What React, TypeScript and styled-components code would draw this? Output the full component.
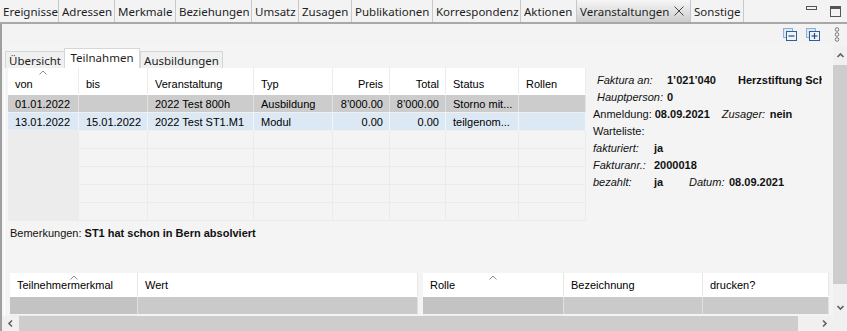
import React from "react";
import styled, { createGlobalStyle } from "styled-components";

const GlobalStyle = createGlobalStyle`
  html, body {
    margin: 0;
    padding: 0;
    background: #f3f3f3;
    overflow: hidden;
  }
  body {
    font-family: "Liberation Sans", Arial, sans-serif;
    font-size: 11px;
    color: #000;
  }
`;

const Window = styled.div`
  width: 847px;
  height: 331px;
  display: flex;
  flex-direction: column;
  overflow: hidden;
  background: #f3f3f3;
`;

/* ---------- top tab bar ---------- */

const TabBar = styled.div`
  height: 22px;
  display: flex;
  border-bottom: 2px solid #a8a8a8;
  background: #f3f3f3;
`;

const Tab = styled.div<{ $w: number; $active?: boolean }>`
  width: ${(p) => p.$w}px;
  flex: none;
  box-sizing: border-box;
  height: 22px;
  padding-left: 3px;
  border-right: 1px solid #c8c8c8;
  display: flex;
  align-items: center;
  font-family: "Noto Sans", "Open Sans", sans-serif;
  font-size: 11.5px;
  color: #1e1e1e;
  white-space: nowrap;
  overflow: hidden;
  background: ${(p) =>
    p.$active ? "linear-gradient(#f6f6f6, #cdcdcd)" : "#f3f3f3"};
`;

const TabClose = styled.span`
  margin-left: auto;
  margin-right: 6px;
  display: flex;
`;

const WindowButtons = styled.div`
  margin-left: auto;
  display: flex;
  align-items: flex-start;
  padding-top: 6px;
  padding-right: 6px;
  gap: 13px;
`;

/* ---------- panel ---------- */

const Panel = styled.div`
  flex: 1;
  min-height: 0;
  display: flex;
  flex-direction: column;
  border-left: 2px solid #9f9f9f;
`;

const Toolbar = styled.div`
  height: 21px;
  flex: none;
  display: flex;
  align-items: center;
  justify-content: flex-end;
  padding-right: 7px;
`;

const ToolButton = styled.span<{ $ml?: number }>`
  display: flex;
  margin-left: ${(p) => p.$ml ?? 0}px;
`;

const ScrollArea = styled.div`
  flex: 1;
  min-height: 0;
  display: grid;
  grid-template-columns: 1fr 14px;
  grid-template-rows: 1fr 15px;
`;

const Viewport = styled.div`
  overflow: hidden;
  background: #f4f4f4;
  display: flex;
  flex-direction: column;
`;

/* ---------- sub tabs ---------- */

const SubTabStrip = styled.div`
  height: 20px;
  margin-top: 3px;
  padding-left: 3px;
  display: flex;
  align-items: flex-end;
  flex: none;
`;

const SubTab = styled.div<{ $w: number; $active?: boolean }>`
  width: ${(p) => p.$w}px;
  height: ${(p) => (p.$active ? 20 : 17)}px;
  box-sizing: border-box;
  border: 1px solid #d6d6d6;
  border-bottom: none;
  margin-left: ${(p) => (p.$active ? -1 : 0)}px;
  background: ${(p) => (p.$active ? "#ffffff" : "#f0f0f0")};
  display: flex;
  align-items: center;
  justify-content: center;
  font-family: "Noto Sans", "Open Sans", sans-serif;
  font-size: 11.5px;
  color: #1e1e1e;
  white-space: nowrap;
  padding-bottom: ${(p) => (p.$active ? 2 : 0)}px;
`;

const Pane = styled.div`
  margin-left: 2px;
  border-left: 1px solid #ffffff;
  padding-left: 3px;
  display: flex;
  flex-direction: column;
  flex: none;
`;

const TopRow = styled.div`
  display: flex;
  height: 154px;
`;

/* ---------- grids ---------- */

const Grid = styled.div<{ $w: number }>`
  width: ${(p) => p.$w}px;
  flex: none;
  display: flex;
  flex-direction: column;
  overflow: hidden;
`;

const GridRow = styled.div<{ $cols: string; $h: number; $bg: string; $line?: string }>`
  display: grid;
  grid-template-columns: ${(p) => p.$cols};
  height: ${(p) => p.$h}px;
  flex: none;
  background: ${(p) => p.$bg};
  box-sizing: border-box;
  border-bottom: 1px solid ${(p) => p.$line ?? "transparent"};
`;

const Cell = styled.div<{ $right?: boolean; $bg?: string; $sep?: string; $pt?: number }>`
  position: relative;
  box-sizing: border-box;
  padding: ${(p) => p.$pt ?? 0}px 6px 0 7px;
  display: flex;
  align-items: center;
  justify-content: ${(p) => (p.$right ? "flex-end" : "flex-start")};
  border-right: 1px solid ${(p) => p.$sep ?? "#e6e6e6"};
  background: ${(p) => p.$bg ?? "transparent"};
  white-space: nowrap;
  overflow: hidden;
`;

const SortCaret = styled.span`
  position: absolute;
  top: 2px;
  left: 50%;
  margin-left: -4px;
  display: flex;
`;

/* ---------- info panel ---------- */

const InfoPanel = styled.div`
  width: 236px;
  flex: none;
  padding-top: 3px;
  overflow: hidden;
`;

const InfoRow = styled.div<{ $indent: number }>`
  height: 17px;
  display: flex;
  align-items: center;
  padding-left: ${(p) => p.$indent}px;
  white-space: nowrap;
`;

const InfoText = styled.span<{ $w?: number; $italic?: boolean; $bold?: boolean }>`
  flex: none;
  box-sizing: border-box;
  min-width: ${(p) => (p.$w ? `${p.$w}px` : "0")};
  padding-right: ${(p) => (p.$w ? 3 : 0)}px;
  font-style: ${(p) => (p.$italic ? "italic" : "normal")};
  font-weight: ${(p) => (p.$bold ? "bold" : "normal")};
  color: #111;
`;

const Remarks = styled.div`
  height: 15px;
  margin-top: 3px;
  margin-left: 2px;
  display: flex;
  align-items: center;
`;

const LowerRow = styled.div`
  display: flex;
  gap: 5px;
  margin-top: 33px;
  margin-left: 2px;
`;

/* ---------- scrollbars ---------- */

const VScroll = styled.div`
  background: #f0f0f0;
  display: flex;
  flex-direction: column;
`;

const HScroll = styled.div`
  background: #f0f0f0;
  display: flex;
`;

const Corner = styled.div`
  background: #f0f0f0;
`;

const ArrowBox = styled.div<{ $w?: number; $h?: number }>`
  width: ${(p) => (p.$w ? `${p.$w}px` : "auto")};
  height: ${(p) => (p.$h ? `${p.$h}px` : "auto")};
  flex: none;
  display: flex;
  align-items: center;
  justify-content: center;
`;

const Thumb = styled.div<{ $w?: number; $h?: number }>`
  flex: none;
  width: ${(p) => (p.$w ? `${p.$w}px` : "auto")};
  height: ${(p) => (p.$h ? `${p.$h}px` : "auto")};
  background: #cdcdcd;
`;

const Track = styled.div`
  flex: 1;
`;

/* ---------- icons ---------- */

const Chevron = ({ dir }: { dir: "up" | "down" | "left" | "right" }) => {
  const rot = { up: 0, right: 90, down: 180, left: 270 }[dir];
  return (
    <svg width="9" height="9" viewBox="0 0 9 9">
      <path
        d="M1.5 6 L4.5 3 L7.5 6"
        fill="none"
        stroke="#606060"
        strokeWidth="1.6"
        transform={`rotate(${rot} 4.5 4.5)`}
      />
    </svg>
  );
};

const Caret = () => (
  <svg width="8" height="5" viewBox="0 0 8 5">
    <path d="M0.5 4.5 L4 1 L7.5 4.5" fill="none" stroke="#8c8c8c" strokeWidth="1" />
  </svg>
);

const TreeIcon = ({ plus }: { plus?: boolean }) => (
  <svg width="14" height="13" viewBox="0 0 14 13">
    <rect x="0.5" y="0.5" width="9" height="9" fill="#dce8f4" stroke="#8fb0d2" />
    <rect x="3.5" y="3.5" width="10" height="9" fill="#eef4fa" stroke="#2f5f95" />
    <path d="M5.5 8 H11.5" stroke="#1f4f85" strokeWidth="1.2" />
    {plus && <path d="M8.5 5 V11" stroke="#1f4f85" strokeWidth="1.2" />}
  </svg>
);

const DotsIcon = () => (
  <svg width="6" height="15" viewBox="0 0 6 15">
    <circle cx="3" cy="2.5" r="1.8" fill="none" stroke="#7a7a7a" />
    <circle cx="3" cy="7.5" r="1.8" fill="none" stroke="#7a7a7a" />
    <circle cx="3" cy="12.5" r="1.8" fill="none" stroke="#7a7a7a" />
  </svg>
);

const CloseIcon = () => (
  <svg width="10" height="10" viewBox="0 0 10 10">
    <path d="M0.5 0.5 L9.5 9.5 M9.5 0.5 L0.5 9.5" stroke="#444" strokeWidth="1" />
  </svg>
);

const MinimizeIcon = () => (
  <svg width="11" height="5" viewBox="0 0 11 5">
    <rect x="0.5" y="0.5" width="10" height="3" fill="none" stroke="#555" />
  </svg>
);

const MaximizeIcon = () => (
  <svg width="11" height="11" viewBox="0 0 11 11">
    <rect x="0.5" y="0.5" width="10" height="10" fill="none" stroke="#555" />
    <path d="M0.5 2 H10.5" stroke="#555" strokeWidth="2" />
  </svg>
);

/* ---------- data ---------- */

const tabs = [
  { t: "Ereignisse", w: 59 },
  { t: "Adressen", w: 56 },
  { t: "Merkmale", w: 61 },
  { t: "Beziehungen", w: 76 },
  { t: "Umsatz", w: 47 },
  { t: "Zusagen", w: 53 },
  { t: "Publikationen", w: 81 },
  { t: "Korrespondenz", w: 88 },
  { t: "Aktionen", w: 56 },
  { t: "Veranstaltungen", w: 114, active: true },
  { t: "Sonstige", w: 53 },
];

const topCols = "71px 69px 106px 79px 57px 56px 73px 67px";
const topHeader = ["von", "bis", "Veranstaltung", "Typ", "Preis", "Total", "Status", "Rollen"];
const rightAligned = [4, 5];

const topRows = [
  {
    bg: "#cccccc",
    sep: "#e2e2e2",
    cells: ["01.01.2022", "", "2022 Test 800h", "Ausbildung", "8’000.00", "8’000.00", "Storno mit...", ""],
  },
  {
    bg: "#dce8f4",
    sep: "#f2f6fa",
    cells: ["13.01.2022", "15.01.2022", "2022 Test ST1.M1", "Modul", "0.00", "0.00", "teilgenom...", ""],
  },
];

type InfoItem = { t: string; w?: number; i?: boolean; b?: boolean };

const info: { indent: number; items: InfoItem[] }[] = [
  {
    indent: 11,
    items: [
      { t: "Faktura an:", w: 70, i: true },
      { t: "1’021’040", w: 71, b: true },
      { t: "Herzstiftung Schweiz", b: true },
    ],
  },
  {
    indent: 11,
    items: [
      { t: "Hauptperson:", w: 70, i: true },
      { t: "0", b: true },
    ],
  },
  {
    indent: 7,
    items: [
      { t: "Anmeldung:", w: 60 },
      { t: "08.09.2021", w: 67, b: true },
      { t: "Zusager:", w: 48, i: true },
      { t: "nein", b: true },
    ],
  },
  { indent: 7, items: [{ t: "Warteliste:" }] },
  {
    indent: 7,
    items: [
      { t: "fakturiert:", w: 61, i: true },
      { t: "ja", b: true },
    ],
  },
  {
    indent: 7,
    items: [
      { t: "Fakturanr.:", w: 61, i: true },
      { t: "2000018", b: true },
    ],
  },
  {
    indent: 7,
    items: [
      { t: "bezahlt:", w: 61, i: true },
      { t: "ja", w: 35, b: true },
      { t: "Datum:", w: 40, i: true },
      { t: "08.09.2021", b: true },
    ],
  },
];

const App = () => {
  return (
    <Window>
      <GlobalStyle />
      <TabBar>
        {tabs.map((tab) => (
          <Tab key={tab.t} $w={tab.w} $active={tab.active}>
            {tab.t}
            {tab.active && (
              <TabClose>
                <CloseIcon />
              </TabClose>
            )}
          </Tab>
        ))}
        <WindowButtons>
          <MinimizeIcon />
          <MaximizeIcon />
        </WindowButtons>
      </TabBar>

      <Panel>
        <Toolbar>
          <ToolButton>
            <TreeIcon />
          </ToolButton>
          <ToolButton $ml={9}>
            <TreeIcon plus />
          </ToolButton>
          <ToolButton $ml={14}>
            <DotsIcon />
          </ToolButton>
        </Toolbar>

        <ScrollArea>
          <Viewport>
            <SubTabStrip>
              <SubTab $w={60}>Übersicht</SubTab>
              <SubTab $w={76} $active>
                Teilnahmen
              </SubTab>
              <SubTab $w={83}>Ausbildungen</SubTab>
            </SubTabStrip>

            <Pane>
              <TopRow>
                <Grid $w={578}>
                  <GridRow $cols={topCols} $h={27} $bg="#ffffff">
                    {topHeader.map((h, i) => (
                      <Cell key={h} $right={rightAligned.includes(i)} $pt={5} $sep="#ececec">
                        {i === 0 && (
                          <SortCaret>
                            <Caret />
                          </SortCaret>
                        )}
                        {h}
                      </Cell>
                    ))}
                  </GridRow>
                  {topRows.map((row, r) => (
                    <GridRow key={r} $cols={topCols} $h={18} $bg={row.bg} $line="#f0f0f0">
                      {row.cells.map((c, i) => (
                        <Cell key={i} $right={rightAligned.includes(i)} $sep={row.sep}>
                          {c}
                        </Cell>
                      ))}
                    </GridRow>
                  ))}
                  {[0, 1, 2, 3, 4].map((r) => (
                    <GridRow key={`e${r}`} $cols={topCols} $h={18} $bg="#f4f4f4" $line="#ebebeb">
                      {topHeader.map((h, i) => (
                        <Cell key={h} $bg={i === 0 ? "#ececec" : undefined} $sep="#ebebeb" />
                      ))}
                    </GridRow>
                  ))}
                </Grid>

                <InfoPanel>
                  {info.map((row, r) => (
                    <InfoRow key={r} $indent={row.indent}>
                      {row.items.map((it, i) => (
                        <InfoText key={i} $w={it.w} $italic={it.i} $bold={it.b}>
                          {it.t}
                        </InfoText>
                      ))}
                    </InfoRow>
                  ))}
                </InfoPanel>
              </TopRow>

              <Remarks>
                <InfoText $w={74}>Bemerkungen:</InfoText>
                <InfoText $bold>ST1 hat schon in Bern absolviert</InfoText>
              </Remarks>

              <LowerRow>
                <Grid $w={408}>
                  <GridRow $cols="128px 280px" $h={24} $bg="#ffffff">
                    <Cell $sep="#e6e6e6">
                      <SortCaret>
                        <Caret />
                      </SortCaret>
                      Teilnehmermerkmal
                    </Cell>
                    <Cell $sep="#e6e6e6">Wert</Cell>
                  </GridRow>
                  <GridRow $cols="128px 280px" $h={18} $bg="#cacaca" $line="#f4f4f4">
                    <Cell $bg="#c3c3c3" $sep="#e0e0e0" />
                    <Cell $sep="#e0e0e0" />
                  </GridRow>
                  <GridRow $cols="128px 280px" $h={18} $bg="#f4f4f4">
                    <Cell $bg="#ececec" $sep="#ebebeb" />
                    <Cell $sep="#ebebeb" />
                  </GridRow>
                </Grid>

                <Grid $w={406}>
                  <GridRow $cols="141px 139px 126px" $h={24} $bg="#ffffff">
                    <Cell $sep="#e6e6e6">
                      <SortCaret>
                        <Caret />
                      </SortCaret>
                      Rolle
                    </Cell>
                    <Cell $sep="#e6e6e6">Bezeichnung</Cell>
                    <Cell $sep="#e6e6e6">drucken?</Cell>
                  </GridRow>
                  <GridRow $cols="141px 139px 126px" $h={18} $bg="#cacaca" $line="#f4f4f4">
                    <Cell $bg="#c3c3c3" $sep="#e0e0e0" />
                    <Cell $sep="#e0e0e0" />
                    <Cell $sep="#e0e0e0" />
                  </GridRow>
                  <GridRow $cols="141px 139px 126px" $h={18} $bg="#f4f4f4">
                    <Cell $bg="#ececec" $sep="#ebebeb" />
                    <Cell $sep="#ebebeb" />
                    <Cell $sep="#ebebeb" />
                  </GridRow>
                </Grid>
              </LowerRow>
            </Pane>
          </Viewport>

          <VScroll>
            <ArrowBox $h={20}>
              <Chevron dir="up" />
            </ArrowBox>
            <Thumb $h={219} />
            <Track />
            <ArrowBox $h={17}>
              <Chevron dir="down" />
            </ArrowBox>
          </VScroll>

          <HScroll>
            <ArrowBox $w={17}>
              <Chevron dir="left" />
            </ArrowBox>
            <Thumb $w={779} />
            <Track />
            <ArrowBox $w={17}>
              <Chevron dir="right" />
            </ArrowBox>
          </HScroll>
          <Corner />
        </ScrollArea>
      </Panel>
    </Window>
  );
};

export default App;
* * * * * * * * *
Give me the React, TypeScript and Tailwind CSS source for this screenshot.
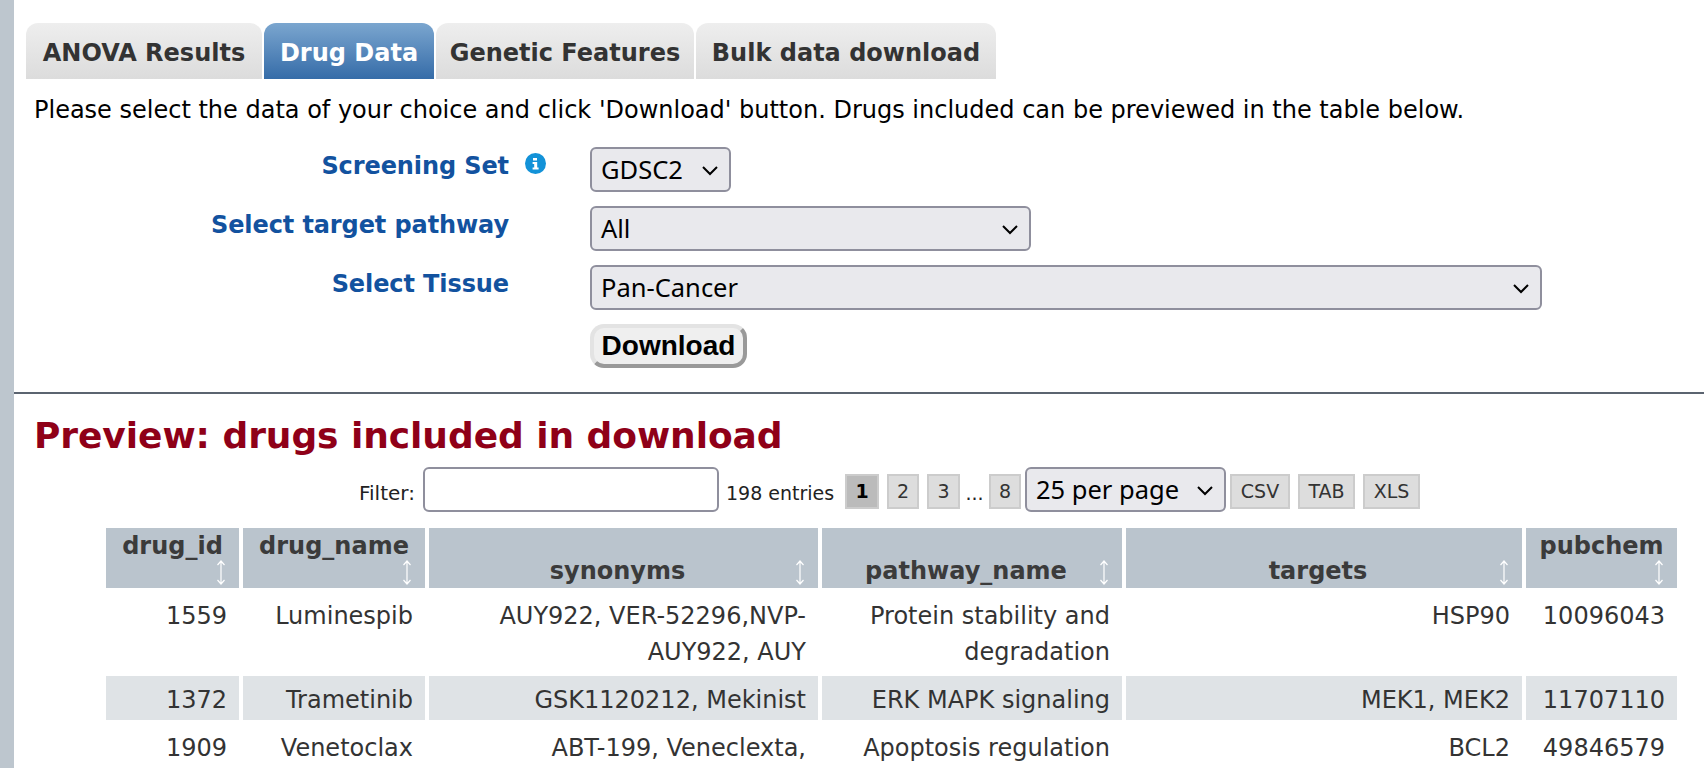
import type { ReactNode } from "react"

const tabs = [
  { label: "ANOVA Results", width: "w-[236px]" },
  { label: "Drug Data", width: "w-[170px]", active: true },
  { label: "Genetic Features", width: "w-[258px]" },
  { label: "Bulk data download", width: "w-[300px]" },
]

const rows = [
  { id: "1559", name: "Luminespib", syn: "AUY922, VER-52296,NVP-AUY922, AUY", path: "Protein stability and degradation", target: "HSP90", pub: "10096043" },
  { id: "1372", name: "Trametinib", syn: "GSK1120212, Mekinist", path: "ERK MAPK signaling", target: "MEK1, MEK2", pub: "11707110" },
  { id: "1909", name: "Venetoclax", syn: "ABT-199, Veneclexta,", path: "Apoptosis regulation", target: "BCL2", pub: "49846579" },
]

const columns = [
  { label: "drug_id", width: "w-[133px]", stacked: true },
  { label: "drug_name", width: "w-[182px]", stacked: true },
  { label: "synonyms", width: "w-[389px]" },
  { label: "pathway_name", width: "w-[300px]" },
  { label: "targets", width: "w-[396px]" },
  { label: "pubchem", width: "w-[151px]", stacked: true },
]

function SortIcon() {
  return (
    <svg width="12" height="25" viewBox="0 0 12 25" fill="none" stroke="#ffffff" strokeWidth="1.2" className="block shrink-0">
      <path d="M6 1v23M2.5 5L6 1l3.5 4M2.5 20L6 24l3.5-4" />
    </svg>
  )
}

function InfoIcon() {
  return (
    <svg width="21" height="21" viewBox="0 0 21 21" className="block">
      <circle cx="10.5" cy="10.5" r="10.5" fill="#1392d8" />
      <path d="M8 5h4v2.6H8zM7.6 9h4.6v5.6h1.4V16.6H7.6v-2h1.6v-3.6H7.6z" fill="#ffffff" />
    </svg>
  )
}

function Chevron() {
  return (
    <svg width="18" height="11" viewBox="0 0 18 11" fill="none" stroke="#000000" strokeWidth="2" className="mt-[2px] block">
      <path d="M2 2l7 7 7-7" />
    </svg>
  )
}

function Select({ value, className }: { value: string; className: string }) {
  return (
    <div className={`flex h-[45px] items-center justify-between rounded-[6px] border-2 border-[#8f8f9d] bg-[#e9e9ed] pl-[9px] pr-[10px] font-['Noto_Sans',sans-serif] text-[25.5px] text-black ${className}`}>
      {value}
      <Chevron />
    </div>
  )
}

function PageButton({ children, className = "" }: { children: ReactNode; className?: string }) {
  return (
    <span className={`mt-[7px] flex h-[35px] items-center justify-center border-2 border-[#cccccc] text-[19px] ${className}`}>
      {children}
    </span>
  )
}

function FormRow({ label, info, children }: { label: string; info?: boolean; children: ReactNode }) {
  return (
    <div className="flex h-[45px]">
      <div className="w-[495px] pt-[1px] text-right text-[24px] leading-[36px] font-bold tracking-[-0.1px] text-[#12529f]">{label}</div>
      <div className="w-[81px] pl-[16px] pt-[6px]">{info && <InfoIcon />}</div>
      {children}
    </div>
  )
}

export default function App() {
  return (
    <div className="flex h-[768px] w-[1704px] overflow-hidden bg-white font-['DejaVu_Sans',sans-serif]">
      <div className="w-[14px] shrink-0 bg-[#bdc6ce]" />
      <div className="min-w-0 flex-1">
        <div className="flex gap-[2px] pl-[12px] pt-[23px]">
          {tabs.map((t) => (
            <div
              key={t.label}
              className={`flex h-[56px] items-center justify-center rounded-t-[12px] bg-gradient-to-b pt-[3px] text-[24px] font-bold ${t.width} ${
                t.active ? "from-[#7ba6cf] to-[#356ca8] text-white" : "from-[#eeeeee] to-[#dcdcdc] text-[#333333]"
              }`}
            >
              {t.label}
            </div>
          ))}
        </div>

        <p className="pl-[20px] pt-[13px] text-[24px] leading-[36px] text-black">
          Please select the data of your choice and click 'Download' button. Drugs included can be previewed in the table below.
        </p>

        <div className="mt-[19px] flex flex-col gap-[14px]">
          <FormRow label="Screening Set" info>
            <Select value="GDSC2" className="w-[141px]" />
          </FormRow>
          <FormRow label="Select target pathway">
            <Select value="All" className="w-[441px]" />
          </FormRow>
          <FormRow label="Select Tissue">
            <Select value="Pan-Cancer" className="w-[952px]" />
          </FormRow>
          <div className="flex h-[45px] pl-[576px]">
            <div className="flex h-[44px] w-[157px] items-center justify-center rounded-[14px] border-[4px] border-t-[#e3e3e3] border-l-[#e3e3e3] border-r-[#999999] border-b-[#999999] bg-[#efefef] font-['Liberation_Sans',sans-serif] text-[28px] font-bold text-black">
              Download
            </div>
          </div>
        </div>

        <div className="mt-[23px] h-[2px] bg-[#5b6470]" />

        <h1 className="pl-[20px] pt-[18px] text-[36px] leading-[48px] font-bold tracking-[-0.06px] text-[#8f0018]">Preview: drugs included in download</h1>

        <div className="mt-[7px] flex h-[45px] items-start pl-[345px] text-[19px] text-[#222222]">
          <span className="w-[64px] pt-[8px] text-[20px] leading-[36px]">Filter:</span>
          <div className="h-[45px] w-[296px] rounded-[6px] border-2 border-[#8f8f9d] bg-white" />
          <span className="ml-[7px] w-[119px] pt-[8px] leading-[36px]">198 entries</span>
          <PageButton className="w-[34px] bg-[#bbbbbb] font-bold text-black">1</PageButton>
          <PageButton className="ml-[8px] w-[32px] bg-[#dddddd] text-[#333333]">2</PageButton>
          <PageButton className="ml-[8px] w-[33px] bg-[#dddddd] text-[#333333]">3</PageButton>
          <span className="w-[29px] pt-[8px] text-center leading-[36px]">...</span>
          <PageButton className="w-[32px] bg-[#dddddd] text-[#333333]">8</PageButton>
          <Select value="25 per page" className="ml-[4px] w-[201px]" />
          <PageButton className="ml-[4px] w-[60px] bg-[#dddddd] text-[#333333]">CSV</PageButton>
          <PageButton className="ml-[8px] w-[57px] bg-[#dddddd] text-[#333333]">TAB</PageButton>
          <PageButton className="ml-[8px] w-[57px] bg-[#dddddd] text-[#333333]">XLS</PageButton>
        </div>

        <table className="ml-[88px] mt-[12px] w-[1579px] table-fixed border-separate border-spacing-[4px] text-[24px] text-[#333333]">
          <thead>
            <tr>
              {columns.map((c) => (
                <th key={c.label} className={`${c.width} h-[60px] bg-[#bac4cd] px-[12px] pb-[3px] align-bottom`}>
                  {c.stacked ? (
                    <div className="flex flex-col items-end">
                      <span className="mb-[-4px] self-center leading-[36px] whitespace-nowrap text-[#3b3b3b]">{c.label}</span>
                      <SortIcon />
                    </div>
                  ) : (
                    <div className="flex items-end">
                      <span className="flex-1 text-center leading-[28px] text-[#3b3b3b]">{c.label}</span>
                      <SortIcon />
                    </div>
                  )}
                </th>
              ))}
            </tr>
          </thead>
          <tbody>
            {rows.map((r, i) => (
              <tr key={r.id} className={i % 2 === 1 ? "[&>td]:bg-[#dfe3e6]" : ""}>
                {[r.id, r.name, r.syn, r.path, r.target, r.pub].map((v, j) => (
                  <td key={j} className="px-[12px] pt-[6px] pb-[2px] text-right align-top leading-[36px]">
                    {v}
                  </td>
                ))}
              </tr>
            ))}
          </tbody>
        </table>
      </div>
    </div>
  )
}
* * * * * * * * *
- [Given request]
Track down all lines above with the string "components" and copy them.

- [The completed task]
What React, TypeScript and styled-components code would draw this? Output the full component.
import styled, { createGlobalStyle } from "styled-components";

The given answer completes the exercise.